Joe Biden será bem-vindo neste tempo ou em ocasiões futuras. Seria muito bom que Angola pudesse acolher regularmente dignitários de todo o mundo, sem ter necessidade de se ridicularizar com exercícios desastrosos e onerosos de maquinagem atabalhoada, falta de vergonha e violação dos direitos fundamentais dos mais desfavorecidos.
O que não é desejável é que o governo faça investimentos milionários para melhorar a sua imagem no exterior e não perceba que é urgente uma concertação interna para a definição de uma AGENDA ANGOLANA, tanto para o Corredor do Lobito como para a Segurança Alimentar e também para a Educação, Saúde e Infraestruturas.
A insistência em projectos imediatistas alicerçados apenas nos ciclos eleitorais (uma autêntica febre inauguracionista e despesista que parece não ter cura nem novos hospitais), assim como a opção por metodologias de auscultação ou consulta pública que contemplam quem aplaude e hostilizam quem pensa diferente, tem custado muito caro à maioria dos países africanos.
A disputa pelas riquezas de Africa que está no centro das estratégias da China e dos Estados Unidos, com a presença secular da União Europeia e a sombra omnipresente da Rússia, deveria levar-nos a adoptar um projecto-comum para que possamos estar em melhores condições para enfrentar os desafios do presente e proteger as próximas gerações.
Com o furacão Helen, que já fez sentir o seu poder destrutivo, ou o furacão Milton, que ameaça ser mais devastador, Angola não vai começar nem vai acabar independentemente da concretização ou do adiamento da visita de Joe Biden. O nosso furacão está na governação obstinada pelo poder vertical, de cima para baixo, sem espaço para outras experiências e diferentes pontos de vista que permitiriam apurar os mais amplos consensos.
O Corredor do Lobito, ou melhor, a linha dos Caminhos de Ferro de Benguela (CFB), completa 100 anos de existência em 2028.
Não importa quem venha estar no poder, na oposição ou em cima do muro que separa a linha férrea dos bairros e aldeias mergulhadas na indigência.

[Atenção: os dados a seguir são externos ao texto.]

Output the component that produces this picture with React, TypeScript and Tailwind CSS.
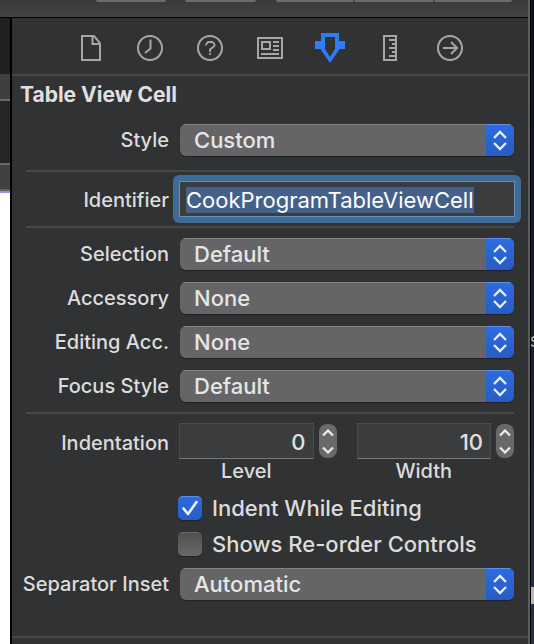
import { useEffect, useRef, type ReactNode } from "react";

const LABEL = "text-right text-[20px] leading-6 font-medium whitespace-nowrap text-[#dcdcdd]";
const ROW = "grid grid-cols-[157px_1fr] items-center gap-x-[11px] pr-[14px]";

function Divider() {
  return <div className="mx-[14px] h-[2px] bg-[#464749]" />;
}

function Popup({ id, label, value }: { id: string; label: string; value: string }) {
  return (
    <div className={ROW}>
      <label htmlFor={id} className={LABEL}>
        {label}
      </label>
      <div className="relative h-8 overflow-hidden rounded-md bg-[#656567] shadow-[0_1px_1px_rgba(0,0,0,0.35)]">
        <select
          id={id}
          defaultValue={value}
          className="h-8 w-full appearance-none border-t border-[#858587] bg-transparent pr-8 pb-[2px] pl-[14px] text-[22px] leading-7 font-medium text-[#e6e6e7] outline-none"
        >
          <option>{value}</option>
        </select>
        <span className="pointer-events-none absolute inset-y-0 right-0 flex w-7 items-center justify-center border-t border-[#5f8fe6] bg-linear-to-b from-[#2d6be0] to-[#265cc4]">
          <svg width="16" height="22" viewBox="0 0 16 22" fill="none" stroke="#e8effc" strokeWidth="2.3">
            <path d="M2 8 8 2l6 6M2 13l6 6 6-6" />
          </svg>
        </span>
      </div>
    </div>
  );
}

function NumberField({ id, label, value }: { id: string; label: string; value: string }) {
  return (
    <div className="grid flex-1 grid-cols-[1fr_18px] gap-x-[5px]">
      <input
        id={id}
        defaultValue={value}
        className="h-9 w-full min-w-0 border border-[#4a4b4d] border-b-[#78797b] bg-[#3b3c3e] pt-[2px] pr-[7px] text-right text-[22px] leading-7 font-medium text-[#e0e0e1] outline-none"
      />
      <div className="my-px flex h-[34px] flex-col overflow-hidden rounded-[8px] bg-[#69696b]">
        <button type="button" aria-label={`Increase ${label}`} className="flex flex-1 items-center justify-center">
          <svg width="12" height="8" viewBox="0 0 12 8" fill="none" stroke="#ececed" strokeWidth="2.2">
            <path d="m1 6.5 5-5 5 5" />
          </svg>
        </button>
        <button type="button" aria-label={`Decrease ${label}`} className="flex flex-1 items-center justify-center">
          <svg width="12" height="8" viewBox="0 0 12 8" fill="none" stroke="#ececed" strokeWidth="2.2">
            <path d="m1 1.5 5 5 5-5" />
          </svg>
        </button>
      </div>
      <label htmlFor={id} className="text-center text-[20px] leading-6 font-medium text-[#dcdcdd]">
        {label}
      </label>
    </div>
  );
}

function Check({ label, checked }: { label: string; checked?: boolean }) {
  return (
    <label className="flex h-6 items-center gap-[10px] text-[22px] leading-6 font-medium whitespace-nowrap text-[#dcdcdd]">
      <span className="grid size-6 shrink-0">
        <input
          type="checkbox"
          defaultChecked={checked}
          className="peer col-start-1 row-start-1 size-6 appearance-none rounded-[5px] border-t border-[#6a6a6c] bg-linear-to-b from-[#505052] to-[#68686a] shadow-[0_1px_1px_rgba(0,0,0,0.35)] checked:border-[#5f8fe6] checked:from-[#2d6be0] checked:to-[#265cc4]"
        />
        <svg
          viewBox="0 0 24 24"
          className="pointer-events-none invisible col-start-1 row-start-1 size-6 peer-checked:visible"
          fill="none"
          stroke="#eef3fd"
          strokeWidth="2.6"
          strokeLinecap="round"
          strokeLinejoin="round"
        >
          <path d="m5.5 12.5 4.5 5.5 8.5-12" />
        </svg>
      </span>
      {label}
    </label>
  );
}

function Tab({ name, active, children }: { name: string; active?: boolean; children: ReactNode }) {
  return (
    <button
      type="button"
      aria-label={name}
      aria-pressed={!!active}
      className={`flex w-[60px] justify-center ${active ? "text-[#2f7cf6]" : "text-[#a6a6a8]"}`}
    >
      <svg width="32" height="32" viewBox="0 0 32 32" fill="none" stroke="currentColor" strokeWidth="2">
        {children}
      </svg>
    </button>
  );
}

function InspectorTabs() {
  return (
    <nav aria-label="Inspectors" className="flex h-14 items-center justify-center pt-1">
      <Tab name="File">
        <path d="M8 4h12l6 7v17H8zM18.500 5v7H25" />
      </Tab>
      <Tab name="History">
        <circle cx="16" cy="16" r="12" />
        <path d="M16.500 7.500v9L11 21" />
      </Tab>
      <Tab name="Quick Help">
        <circle cx="16" cy="16" r="12" />
        <path d="M12 13.500v-1L14 10h4.500l2 2v2L16 17.500V20M16 21v2" strokeWidth="1.8" />
      </Tab>
      <Tab name="Identity">
        <path d="M4 6h24v20H4zM8 10h8v7H8zM19 10h6M19 14h6M19 18h6M7 22h18" />
      </Tab>
      <Tab name="Attributes" active>
        <path
          d="M7 1h18v8h6v8h-6v1l-9 13-9-13v-1H1V9h6zM11 5v12l5 8 5-8V5z"
          fill="currentColor"
          fillRule="evenodd"
          stroke="none"
        />
      </Tab>
      <Tab name="Size">
        <path d="M10 4h12v24H10zM15 8h6M18 12h3M15 16h6M18 20h3M15 24h6" />
      </Tab>
      <Tab name="Connections">
        <circle cx="16" cy="16" r="12" />
        <path d="M9 16h13M17 10l6 6-6 6" />
      </Tab>
    </nav>
  );
}

function Toolbar() {
  return (
    <header className="flex h-[18px] items-start border-b border-black bg-linear-to-b from-[#393a3c] to-[#414244] pr-4 pl-24">
      <div className="h-[2px] w-[70px] rounded-b-sm bg-[#6a6b6d]" />
      <div className="ml-[19px] h-[2px] w-[71px] rounded-b-sm bg-[#6a6b6d]" />
      <div className="ml-5 flex h-[2px] flex-1 divide-x-2 divide-[#4c4d4f] overflow-hidden rounded-b-sm bg-[#6a6b6d]">
        <div className="flex-1" />
        <div className="flex-1" />
        <div className="flex-1" />
      </div>
    </header>
  );
}

function EditorEdge() {
  return (
    <div className="flex w-[10px] flex-col">
      <div className="h-14 bg-[#1f2022]" />
      <div className="h-[27px] border-b-2 border-[#69696a] bg-[#3f3f40]" />
      <div className="h-16 border-b-2 border-[#69696a] bg-[#262626]" />
      <div className="h-[26px] border-b-2 border-[#626263] bg-[#414142]" />
      <div className="flex-1 border-t-2 border-[#8b93f5] bg-white" />
    </div>
  );
}

export default function App() {
  const identifier = useRef<HTMLInputElement>(null);

  useEffect(() => {
    identifier.current?.focus();
    identifier.current?.select();
  }, []);

  return (
    <div className="flex min-h-screen overflow-hidden bg-[#313234] font-[Inter,sans-serif]">
      <div className="flex min-w-0 flex-1 flex-col">
        <Toolbar />
        <div className="flex flex-1">
          <EditorEdge />
          <main className="min-w-0 flex-1 border-l-2 border-black bg-[#313234]">
            <InspectorTabs />
            <div className="h-[2px] bg-[#464749]" />
            <h1 className="px-2 pt-[7px] text-[21px] leading-6 font-bold text-[#e0e0e1]">Table View Cell</h1>

            <div className="pt-[17px] pb-[14px]">
              <Popup id="style" label="Style" value="Custom" />
            </div>
            <Divider />

            <div className={`${ROW} h-[54px]`}>
              <label htmlFor="identifier" className={`${LABEL} pt-[2px]`}>
                Identifier
              </label>
              <div className="-mx-[7px] rounded-md bg-[#3e6c96] p-[6px]">
                <input
                  ref={identifier}
                  id="identifier"
                  defaultValue="CookProgramTableViewCell"
                  spellCheck={false}
                  className="block h-9 w-full border border-[#6390b8] bg-[#3b3c3e] px-[6px] pt-[2px] text-[22px] leading-7 text-white caret-transparent outline-none selection:bg-[#45618a] selection:text-white"
                />
              </div>
            </div>
            <Divider />

            <div className="flex flex-col gap-3 py-[10px]">
              <Popup id="selection" label="Selection" value="Default" />
              <Popup id="accessory" label="Accessory" value="None" />
              <Popup id="editing-accessory" label="Editing Acc." value="None" />
              <Popup id="focus-style" label="Focus Style" value="Default" />
            </div>
            <Divider />

            <div className="grid grid-cols-[157px_1fr] gap-x-[10px] pt-[9px] pr-[14px]">
              <span className={`${LABEL} pt-2`}>Indentation</span>
              <div className="flex gap-5">
                <NumberField id="level" label="Level" value="0" />
                <NumberField id="width" label="Width" value="10" />
              </div>
            </div>

            <div className="flex flex-col items-start gap-3 pt-[13px] pb-3 pl-[166px]">
              <Check label="Indent While Editing" checked />
              <Check label="Shows Re-order Controls" />
            </div>

            <Popup id="separator-inset" label="Separator Inset" value="Automatic" />
            <div className="mt-9 h-[2px] bg-[#464749]" />
          </main>
        </div>
      </div>

      <div className="w-[2px] bg-[#5b5c5e]" />
      <div className="flex w-1 flex-col overflow-hidden border-l border-black bg-linear-to-b from-[#0b1020] to-[#283146]">
        <div className="h-[336px] shrink-0" />
        <svg className="h-[11px] w-[3px] shrink-0" viewBox="0 0 3 11" fill="none" stroke="#b9b6b6" strokeWidth="1.5">
          <path d="M3 1Q1 1 1 3t2 2M0 8.500Q1 10 3 10" />
        </svg>
        <div className="h-[240px] shrink-0" />
        <div className="h-[17px] shrink-0 bg-[#b9b6b6]" />
      </div>
    </div>
  );
}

O que é realmente importante é tentar perceber como é possível, num país com abundantes recursos hídricos, mas onde o paludismo é a principal causa de morte, os iluminados da situação não tenham capacidade nem sensibilidade para perceber que o saneamento básico deve começar pelo abastecimento de água potável, tanto nos centros urbanos como nas zonas rurais.
Com uma extensão de 1.300 quilómetros, do Lobito ao Luau, a linha férrea, que agora é a maior aposta dos americanos, atravessa dezenas de rios de grande e pequena dimensão, mas não há água nem luz na maior parte das localidades situadas de ambos os lados da linha dos CFB.
Este problema não faz parte das prioridades de Joe Biden. Por isso, seria recomendável acabarmos, já, com todas as paranóias que se estão a generalizar só por causa do novo "amigo americano".